**** Supplied information ****

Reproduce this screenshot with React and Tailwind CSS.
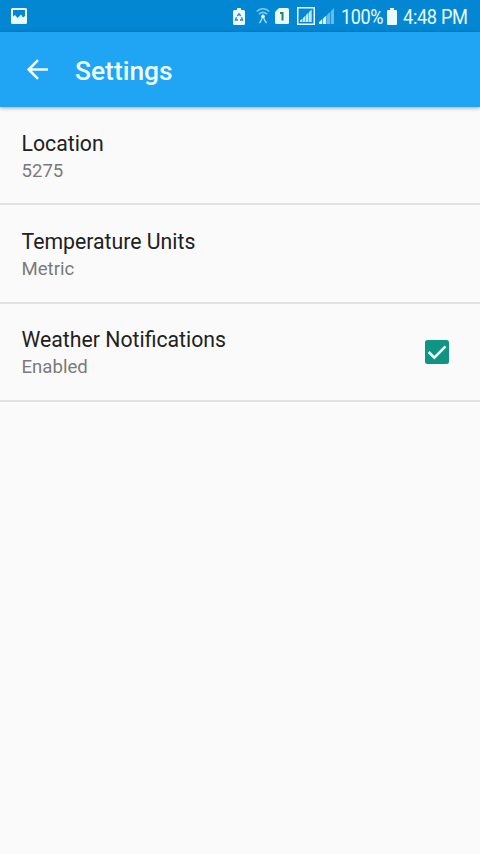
import React, { useState } from "react";

const initialSettings = [
  { id: "location", title: "Location", summary: "5275" },
  { id: "units", title: "Temperature Units", summary: "Metric" },
  { id: "notifications", title: "Weather Notifications", summary: "Enabled", checkable: true },
];

function StatusBar() {
  return (
    <div className="flex h-8 items-center bg-[#0487d2] pl-[11px] pr-3 text-[#e9fbff]">
      {/* Gallery */}
      <svg className="h-4 w-4" viewBox="0 0 16 16" fill="currentColor">
        <path fillRule="evenodd" d="M1.5 0h13Q16 0 16 1.500v13q0 1.500-1.500 1.500h-13Q0 16 0 14.500v-13Q0 0 1.500 0zM2 2v6.500l2-1.500 2.500 3 3.500-3.500 2 3L14 8V2z" />
      </svg>

      <div className="ml-auto flex items-center">
        {/* Battery saver */}
        <svg className="h-[17px] w-3" viewBox="0 0 12 17">
          <path fill="currentColor" d="M4 0h4v2h2.500Q12 2 12 3.500v12q0 1.500-1.500 1.500h-9Q0 17 0 15.500v-12Q0 2 1.500 2H4z" />
          <path fill="none" stroke="#3f87a8" strokeWidth="1.400" d="M4.300 8 6 5.800 7.700 8M8.500 9.300 9.500 12H7M5 12H2.500l1-2.700" />
        </svg>

        {/* Wifi */}
        <svg className="ml-[11px] h-4 w-[14px]" viewBox="0 0 14 16" fill="none" stroke="#7cc9ec" strokeWidth="1.500">
          <path d="M.7 3.500Q7-2 13.300 3.500M2.700 6.300Q7 2.500 11.300 6.300" />
          <path stroke="#a5e2f7" d="M6.500 8.500Q6 12 3.500 15M7.500 8.500Q8 12 10.500 15" />
          <circle cx="7" cy="8.300" r="1.700" fill="#e9fbff" stroke="none" />
        </svg>

        {/* SIM 1 */}
        <svg className="ml-[5px] h-4 w-[14px]" viewBox="0 0 14 16">
          <path fill="currentColor" d="M4 0h8.500Q14 0 14 1.500v13q0 1.500-1.500 1.500h-11Q0 16 0 14.500V4z" />
          <path fill="none" stroke="#2f8060" strokeWidth="2" d="M5 5h2.500V12.500" />
        </svg>

        {/* Mobile signal */}
        <svg className="ml-2 h-[18px] w-[18px]" viewBox="0 0 18 18">
          <path fill="none" stroke="currentColor" strokeWidth="1.500" d="M.75.75h16.500v16.500H.75z" />
          <path fill="#bdebfa" d="M3 13.500l2.500-2V15H3zM6 11l2.500-2.500V15H6zM9 8l2.500-2.500V15H9zM12 5l2.700-2.500V15H12z" />
        </svg>
        <svg className="ml-1 h-4 w-[15px]" viewBox="0 0 15 16">
          <path fill="#d5f4fd" d="M0 14l3.300-3v5H0zM4 10.500l3.300-3V16H4z" />
          <path fill="#63b9e8" d="M8 7l3.300-3.500V16H8zM12 3l3-3v16h-3z" />
        </svg>

        <span className="ml-[7px] mt-0.5 w-[42px] origin-left scale-x-[0.880] whitespace-nowrap text-[20.500px] leading-8 tracking-[-0.400px]">100%</span>
        <svg className="ml-[4px] h-[17px] w-[10px]" viewBox="0 0 10 17" fill="currentColor">
          <path d="M3 0h4v2h2q1 0 1 1v13q0 1-1 1H1q-1 0-1-1V3q0-1 1-1h2z" />
        </svg>
        <span className="ml-1.5 mt-0.5 w-[65px] origin-left scale-x-[0.890] whitespace-nowrap text-[20.500px] leading-8 tracking-[-0.400px]">4:48 PM</span>
      </div>
    </div>
  );
}

function Toolbar() {
  return (
    <header className="relative flex h-[75px] items-center bg-[#1fa5f4] pl-[27px] text-[#eefcff] shadow-[0_1px_4px_rgba(0,0,0,0.350)]">
      <button aria-label="Back">
        <svg className="h-[21px] w-[21px]" viewBox="0 0 21 21" fill="none" stroke="currentColor" strokeWidth="2.600">
          <path d="M21 10.500H2M11 1.200 1.700 10.500l9.300 9.300" />
        </svg>
      </button>
      <h1 className="ml-[27px] mt-0.5 text-[26.400px] font-medium leading-8">Settings</h1>
    </header>
  );
}

function Checkbox({ checked }) {
  return (
    <svg className="h-6 w-6" viewBox="0 0 24 24">
      <rect width="24" height="24" rx="2.500" fill={checked ? "#109484" : "#757575"} />
      {checked ? (
        <path fill="none" stroke="#e6fffb" strokeWidth="2.600" d="m3.700 12 5.600 5.600L20.500 6.400" />
      ) : (
        <rect x="2.500" y="2.500" width="19" height="19" fill="#fafafa" />
      )}
    </svg>
  );
}

export default function App() {
  const [enabled, setEnabled] = useState(true);

  return (
    <div className="min-h-screen bg-[#fafafa] font-['Roboto',sans-serif]">
      <StatusBar />
      <Toolbar />
      <ul>
        {initialSettings.map((item) => (
          <li
            key={item.id}
            className="flex h-[98.300px] items-center border-b-2 border-[#e2e2e2] pl-[21.500px] pr-[31px]"
            onClick={item.checkable ? () => setEnabled(!enabled) : undefined}
          >
            <div className="flex-1 pt-[3px]">
              <p className="text-[21.250px] leading-7 text-[#212121]">{item.title}</p>
              <p className="text-[18.600px] leading-[26px] text-[#7a7a7a]">
                {item.checkable && !enabled ? "Disabled" : item.summary}
              </p>
            </div>
            {item.checkable && <Checkbox checked={enabled} />}
          </li>
        ))}
      </ul>
    </div>
  );
}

****

Task brief → Copy the listing word for word, excluding its pictures.

The result →
Reproduce this screenshot with React and Tailwind CSS.
import React, { useState } from "react";

const initialSettings = [
  { id: "location", title: "Location", summary: "5275" },
  { id: "units", title: "Temperature Units", summary: "Metric" },
  { id: "notifications", title: "Weather Notifications", summary: "Enabled", checkable: true },
];

function StatusBar() {
  return (
    <div className="flex h-8 items-center bg-[#0487d2] pl-[11px] pr-3 text-[#e9fbff]">
      {/* Gallery */}
      <svg className="h-4 w-4" viewBox="0 0 16 16" fill="currentColor">
        <path fillRule="evenodd" d="M1.5 0h13Q16 0 16 1.500v13q0 1.500-1.500 1.500h-13Q0 16 0 14.500v-13Q0 0 1.500 0zM2 2v6.500l2-1.500 2.500 3 3.500-3.500 2 3L14 8V2z" />
      </svg>

      <div className="ml-auto flex items-center">
        {/* Battery saver */}
        <svg className="h-[17px] w-3" viewBox="0 0 12 17">
          <path fill="currentColor" d="M4 0h4v2h2.500Q12 2 12 3.500v12q0 1.500-1.500 1.500h-9Q0 17 0 15.500v-12Q0 2 1.500 2H4z" />
          <path fill="none" stroke="#3f87a8" strokeWidth="1.400" d="M4.300 8 6 5.800 7.700 8M8.500 9.300 9.500 12H7M5 12H2.500l1-2.700" />
        </svg>

        {/* Wifi */}
        <svg className="ml-[11px] h-4 w-[14px]" viewBox="0 0 14 16" fill="none" stroke="#7cc9ec" strokeWidth="1.500">
          <path d="M.7 3.500Q7-2 13.300 3.500M2.700 6.300Q7 2.500 11.300 6.300" />
          <path stroke="#a5e2f7" d="M6.500 8.500Q6 12 3.500 15M7.500 8.500Q8 12 10.500 15" />
          <circle cx="7" cy="8.300" r="1.700" fill="#e9fbff" stroke="none" />
        </svg>

        {/* SIM 1 */}
        <svg className="ml-[5px] h-4 w-[14px]" viewBox="0 0 14 16">
          <path fill="currentColor" d="M4 0h8.500Q14 0 14 1.500v13q0 1.500-1.500 1.500h-11Q0 16 0 14.500V4z" />
          <path fill="none" stroke="#2f8060" strokeWidth="2" d="M5 5h2.500V12.500" />
        </svg>

        {/* Mobile signal */}
        <svg className="ml-2 h-[18px] w-[18px]" viewBox="0 0 18 18">
          <path fill="none" stroke="currentColor" strokeWidth="1.500" d="M.75.75h16.500v16.500H.75z" />
          <path fill="#bdebfa" d="M3 13.500l2.500-2V15H3zM6 11l2.500-2.500V15H6zM9 8l2.500-2.500V15H9zM12 5l2.700-2.500V15H12z" />
        </svg>
        <svg className="ml-1 h-4 w-[15px]" viewBox="0 0 15 16">
          <path fill="#d5f4fd" d="M0 14l3.300-3v5H0zM4 10.500l3.300-3V16H4z" />
          <path fill="#63b9e8" d="M8 7l3.300-3.500V16H8zM12 3l3-3v16h-3z" />
        </svg>

        <span className="ml-[7px] mt-0.5 w-[42px] origin-left scale-x-[0.880] whitespace-nowrap text-[20.500px] leading-8 tracking-[-0.400px]">100%</span>
        <svg className="ml-[4px] h-[17px] w-[10px]" viewBox="0 0 10 17" fill="currentColor">
          <path d="M3 0h4v2h2q1 0 1 1v13q0 1-1 1H1q-1 0-1-1V3q0-1 1-1h2z" />
        </svg>
        <span className="ml-1.5 mt-0.5 w-[65px] origin-left scale-x-[0.890] whitespace-nowrap text-[20.500px] leading-8 tracking-[-0.400px]">4:48 PM</span>
      </div>
    </div>
  );
}

function Toolbar() {
  return (
    <header className="relative flex h-[75px] items-center bg-[#1fa5f4] pl-[27px] text-[#eefcff] shadow-[0_1px_4px_rgba(0,0,0,0.350)]">
      <button aria-label="Back">
        <svg className="h-[21px] w-[21px]" viewBox="0 0 21 21" fill="none" stroke="currentColor" strokeWidth="2.600">
          <path d="M21 10.500H2M11 1.200 1.700 10.500l9.300 9.300" />
        </svg>
      </button>
      <h1 className="ml-[27px] mt-0.5 text-[26.400px] font-medium leading-8">Settings</h1>
    </header>
  );
}

function Checkbox({ checked }) {
  return (
    <svg className="h-6 w-6" viewBox="0 0 24 24">
      <rect width="24" height="24" rx="2.500" fill={checked ? "#109484" : "#757575"} />
      {checked ? (
        <path fill="none" stroke="#e6fffb" strokeWidth="2.600" d="m3.700 12 5.600 5.600L20.500 6.400" />
      ) : (
        <rect x="2.500" y="2.500" width="19" height="19" fill="#fafafa" />
      )}
    </svg>
  );
}

export default function App() {
  const [enabled, setEnabled] = useState(true);

  return (
    <div className="min-h-screen bg-[#fafafa] font-['Roboto',sans-serif]">
      <StatusBar />
      <Toolbar />
      <ul>
        {initialSettings.map((item) => (
          <li
            key={item.id}
            className="flex h-[98.300px] items-center border-b-2 border-[#e2e2e2] pl-[21.500px] pr-[31px]"
            onClick={item.checkable ? () => setEnabled(!enabled) : undefined}
          >
            <div className="flex-1 pt-[3px]">
              <p className="text-[21.250px] leading-7 text-[#212121]">{item.title}</p>
              <p className="text-[18.600px] leading-[26px] text-[#7a7a7a]">
                {item.checkable && !enabled ? "Disabled" : item.summary}
              </p>
            </div>
            {item.checkable && <Checkbox checked={enabled} />}
          </li>
        ))}
      </ul>
    </div>
  );
}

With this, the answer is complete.